[STORED DATA]
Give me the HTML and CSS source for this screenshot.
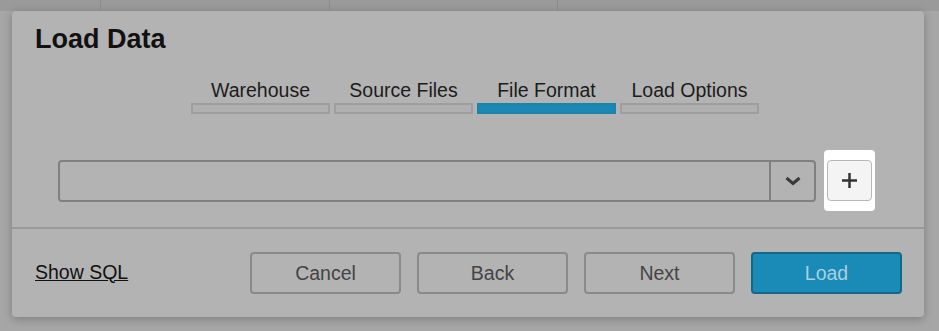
FILE: index.html
```html
<!DOCTYPE html>
<html>
<head>
  <title>Load Data</title>
  <link rel="stylesheet" href="styles.css">
</head>
<body>

  <div class="backdrop-head">
    <div class="cell c1"></div>
    <div class="cell c2"></div>
    <div class="cell c3"></div>
    <div class="cell c4"></div>
  </div>

  <div class="dialog">
    <h2>Load Data</h2>

    <div class="steps">
      <div class="step">
        <span>Warehouse</span>
        <div class="bar"></div>
      </div>
      <div class="step">
        <span>Source Files</span>
        <div class="bar"></div>
      </div>
      <div class="step active">
        <span>File Format</span>
        <div class="bar"></div>
      </div>
      <div class="step">
        <span>Load Options</span>
        <div class="bar"></div>
      </div>
    </div>

    <div class="format-row">
      <div class="select">
        <div class="select-value"></div>
        <div class="select-arrow">
          <svg width="16" height="10" viewBox="0 0 16 10">
            <path d="M1.5 2 L8 7.5 L14.5 2" fill="none" stroke="#3a3a3a" stroke-width="3"/>
          </svg>
        </div>
      </div>
      <div class="spotlight">
        <button class="add-btn">
          <svg width="17" height="17" viewBox="0 0 17 17">
            <path d="M8.5 1 V16 M1 8.5 H16" stroke="#333" stroke-width="2.5"/>
          </svg>
        </button>
      </div>
    </div>

    <div class="footer">
      <a class="show-sql">Show SQL</a>
      <div class="actions">
        <button class="btn">Cancel</button>
        <button class="btn">Back</button>
        <button class="btn">Next</button>
        <button class="btn primary">Load</button>
      </div>
    </div>
  </div>

</body>
</html>
```

FILE: styles.css
```css
body {
  margin: 0;
  background: #a6a6a6;
  font-family: "Liberation Sans", Arial, sans-serif;
  height: 331px;
  overflow: hidden;
}

.backdrop-head {
  display: flex;
  height: 11px;
  background: #9a9a9a;
}

.cell {
  border-right: 1px solid #8a8a8a;
}

.c1 { width: 100px; }
.c2 { width: 228px; }
.c3 { width: 227px; }
.c4 { flex: 1; border-right: none; }

.dialog {
  margin-left: 12px;
  width: 912px;
  height: 306px;
  background: #b3b3b3;
  border-radius: 4px;
  box-shadow: 0 2px 8px rgba(0, 0, 0, 0.25);
  display: flex;
  flex-direction: column;
}

h2 {
  margin: 0;
  padding: 13px 0 0 23px;
  font-size: 27px;
  line-height: 30px;
  color: #111;
}

.steps {
  display: flex;
  gap: 4px;
  margin: 24px 0 0 179px;
}

.step {
  width: 139px;
  display: flex;
  flex-direction: column;
  align-items: center;
  font-size: 19.5px;
  color: #1c1c1c;
}

.step span {
  line-height: 24px;
}

.bar {
  width: 100%;
  height: 11px;
  box-sizing: border-box;
  margin-top: 1px;
  border: 2px solid #9e9e9e;
  background: #b0b0b0;
}

.step.active .bar {
  border-color: #1b84ad;
  background: #1b88b4;
}

.format-row {
  display: flex;
  align-items: center;
  gap: 8px;
  margin: 36px 0 0 46px;
}

.select {
  width: 758px;
  height: 42px;
  box-sizing: border-box;
  border: 2px solid #808080;
  border-radius: 4px;
  display: flex;
}

.select-value {
  flex: 1;
}

.select-arrow {
  width: 43px;
  border-left: 2px solid #808080;
  display: flex;
  align-items: center;
  justify-content: center;
}

.spotlight {
  width: 51px;
  height: 61px;
  background: #fff;
  border-radius: 4px;
  display: flex;
  align-items: center;
  justify-content: center;
}

.add-btn {
  width: 45px;
  height: 41px;
  padding: 0;
  border: 1px solid #b8b8b8;
  border-radius: 4px;
  background: #f4f4f4;
  display: flex;
  align-items: center;
  justify-content: center;
}

.footer {
  margin-top: 16px;
  border-top: 2px solid #9a9a9a;
  flex: 1;
  display: flex;
  align-items: center;
  justify-content: space-between;
  padding: 0 22px 0 23px;
}

.show-sql {
  font-size: 19.5px;
  color: #111;
  text-decoration: underline;
  margin-top: -2px;
}

.actions {
  display: flex;
  gap: 16px;
}

.btn {
  width: 151px;
  height: 42px;
  border: 2px solid #8a8a8a;
  border-radius: 4px;
  background: #b3b3b3;
  color: #444;
  font-family: "Liberation Sans", Arial, sans-serif;
  font-size: 19.5px;
}

.btn.primary {
  background: #1a8ab6;
  border-color: #13688a;
  color: #a8d0e0;
}
```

[DO THIS]
Your task is to repeat the material above exactly, without its pictures.

[SOLUTION TO THIS TASK]
Give me the HTML and CSS source for this screenshot.
FILE: index.html
```html
<!DOCTYPE html>
<html>
<head>
  <title>Load Data</title>
  <link rel="stylesheet" href="styles.css">
</head>
<body>

  <div class="backdrop-head">
    <div class="cell c1"></div>
    <div class="cell c2"></div>
    <div class="cell c3"></div>
    <div class="cell c4"></div>
  </div>

  <div class="dialog">
    <h2>Load Data</h2>

    <div class="steps">
      <div class="step">
        <span>Warehouse</span>
        <div class="bar"></div>
      </div>
      <div class="step">
        <span>Source Files</span>
        <div class="bar"></div>
      </div>
      <div class="step active">
        <span>File Format</span>
        <div class="bar"></div>
      </div>
      <div class="step">
        <span>Load Options</span>
        <div class="bar"></div>
      </div>
    </div>

    <div class="format-row">
      <div class="select">
        <div class="select-value"></div>
        <div class="select-arrow">
          <svg width="16" height="10" viewBox="0 0 16 10">
            <path d="M1.5 2 L8 7.5 L14.5 2" fill="none" stroke="#3a3a3a" stroke-width="3"/>
          </svg>
        </div>
      </div>
      <div class="spotlight">
        <button class="add-btn">
          <svg width="17" height="17" viewBox="0 0 17 17">
            <path d="M8.5 1 V16 M1 8.5 H16" stroke="#333" stroke-width="2.5"/>
          </svg>
        </button>
      </div>
    </div>

    <div class="footer">
      <a class="show-sql">Show SQL</a>
      <div class="actions">
        <button class="btn">Cancel</button>
        <button class="btn">Back</button>
        <button class="btn">Next</button>
        <button class="btn primary">Load</button>
      </div>
    </div>
  </div>

</body>
</html>
```

FILE: styles.css
```css
body {
  margin: 0;
  background: #a6a6a6;
  font-family: "Liberation Sans", Arial, sans-serif;
  height: 331px;
  overflow: hidden;
}

.backdrop-head {
  display: flex;
  height: 11px;
  background: #9a9a9a;
}

.cell {
  border-right: 1px solid #8a8a8a;
}

.c1 { width: 100px; }
.c2 { width: 228px; }
.c3 { width: 227px; }
.c4 { flex: 1; border-right: none; }

.dialog {
  margin-left: 12px;
  width: 912px;
  height: 306px;
  background: #b3b3b3;
  border-radius: 4px;
  box-shadow: 0 2px 8px rgba(0, 0, 0, 0.25);
  display: flex;
  flex-direction: column;
}

h2 {
  margin: 0;
  padding: 13px 0 0 23px;
  font-size: 27px;
  line-height: 30px;
  color: #111;
}

.steps {
  display: flex;
  gap: 4px;
  margin: 24px 0 0 179px;
}

.step {
  width: 139px;
  display: flex;
  flex-direction: column;
  align-items: center;
  font-size: 19.5px;
  color: #1c1c1c;
}

.step span {
  line-height: 24px;
}

.bar {
  width: 100%;
  height: 11px;
  box-sizing: border-box;
  margin-top: 1px;
  border: 2px solid #9e9e9e;
  background: #b0b0b0;
}

.step.active .bar {
  border-color: #1b84ad;
  background: #1b88b4;
}

.format-row {
  display: flex;
  align-items: center;
  gap: 8px;
  margin: 36px 0 0 46px;
}

.select {
  width: 758px;
  height: 42px;
  box-sizing: border-box;
  border: 2px solid #808080;
  border-radius: 4px;
  display: flex;
}

.select-value {
  flex: 1;
}

.select-arrow {
  width: 43px;
  border-left: 2px solid #808080;
  display: flex;
  align-items: center;
  justify-content: center;
}

.spotlight {
  width: 51px;
  height: 61px;
  background: #fff;
  border-radius: 4px;
  display: flex;
  align-items: center;
  justify-content: center;
}

.add-btn {
  width: 45px;
  height: 41px;
  padding: 0;
  border: 1px solid #b8b8b8;
  border-radius: 4px;
  background: #f4f4f4;
  display: flex;
  align-items: center;
  justify-content: center;
}

.footer {
  margin-top: 16px;
  border-top: 2px solid #9a9a9a;
  flex: 1;
  display: flex;
  align-items: center;
  justify-content: space-between;
  padding: 0 22px 0 23px;
}

.show-sql {
  font-size: 19.5px;
  color: #111;
  text-decoration: underline;
  margin-top: -2px;
}

.actions {
  display: flex;
  gap: 16px;
}

.btn {
  width: 151px;
  height: 42px;
  border: 2px solid #8a8a8a;
  border-radius: 4px;
  background: #b3b3b3;
  color: #444;
  font-family: "Liberation Sans", Arial, sans-serif;
  font-size: 19.5px;
}

.btn.primary {
  background: #1a8ab6;
  border-color: #13688a;
  color: #a8d0e0;
}
```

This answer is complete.